What impact can insights management have on increasing diversity and inclusion in pharma?

Better insights management can change everything - from the KOLs you engage, and the patients you recruit, to your understanding of a disease community. How diverse is the experience of the KOLs you talk to? Are you only engaging physicians, or would you also benefit from talking to nurses or researchers? Do you only engage with patients from one region of the world, or could you learn more by going global? What could you learn from knowing what patient advocates are saying? And are you limiting your knowledge by relying on engaging people in one specific type of venue?

Insights management helps life science organizations have more confidence in the picture they’re getting – of a disease, a therapy, the patient experience. They can tap into expertise that wasn’t previously available to them.

When it comes to gathering insights, asynchronous discussions tend to increase diversity because they lower the barriers to engagement. For instance, patients have a variety of reasons why they might not participate in a live virtual or in-person meeting. Work, school, family commitments, or health reasons are all barriers to participation. But being given the opportunity to contribute on their own schedule, from their own home, when they’re feeling up to it, means more patients can share their perspectives. And that’s very valuable to most pharmaceutical organizations.

The same goes for doctors and other HCPs – we know that when people can take time to focus and do deep work, they provide both a higher volume and higher quality of insights, which enables life science teams to make better business decisions.

What is the biggest challenge for pharma companies in solving the insights gap?

Like many problems in the life science space, companies are facing a multitude of factors, from industry-wide challenges like accelerated timelines and cost pressures to more mundane things like outdated systems, communication issues, and work silos. These are areas where the insights gap can thrive.

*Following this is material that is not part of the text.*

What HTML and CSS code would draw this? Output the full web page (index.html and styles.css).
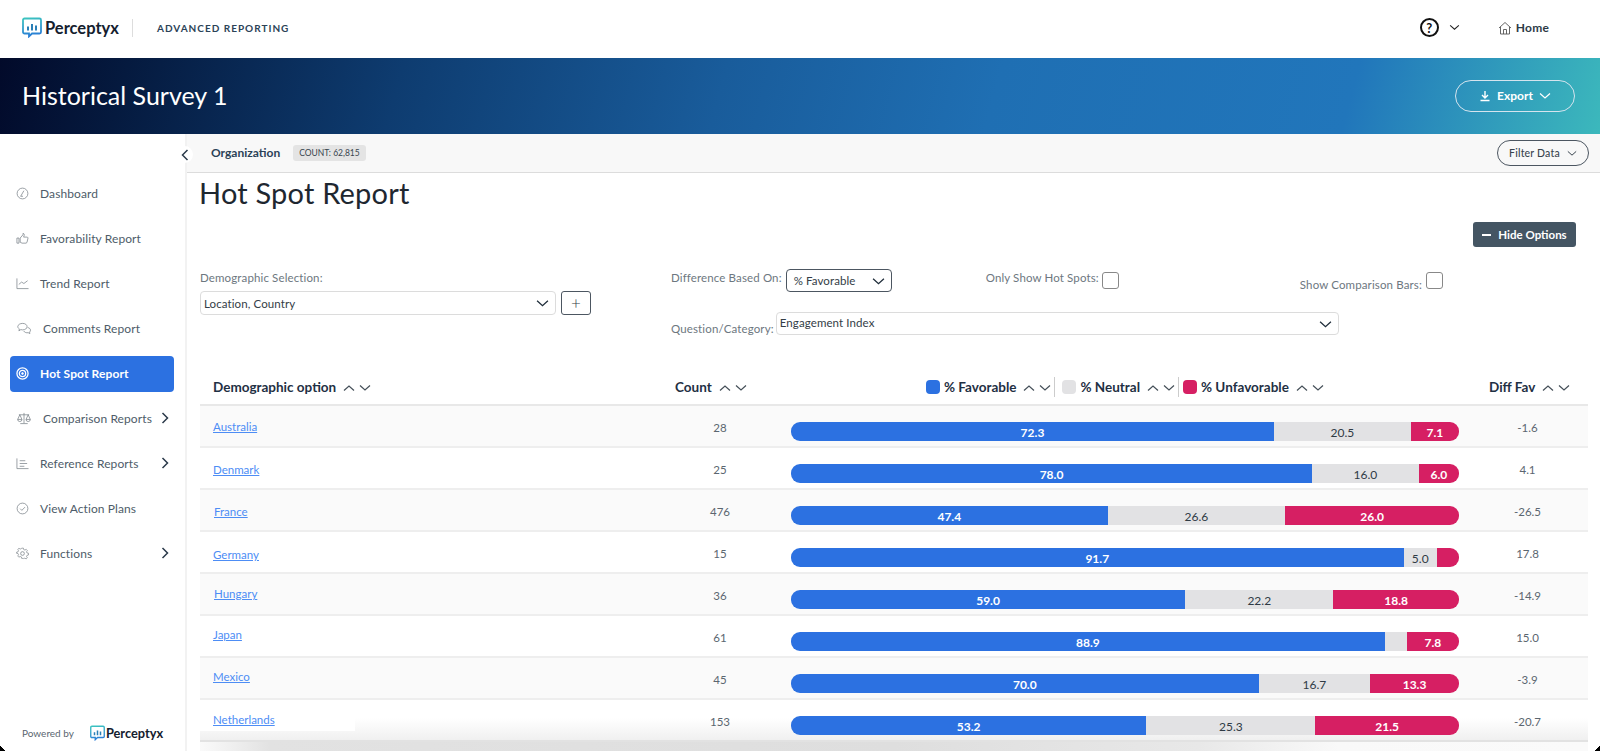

What encourages life science organizations to view insights management as a single issue, and one that’s best handled by a single solution? Not only does this build in more efficiency and save more time, but it makes them better at their jobs by allowing a higher degree of precision and more currency in terms of new, relevant data. And better insights management results in the ability to be more strategic and get more value from the insights they’d collect anyway.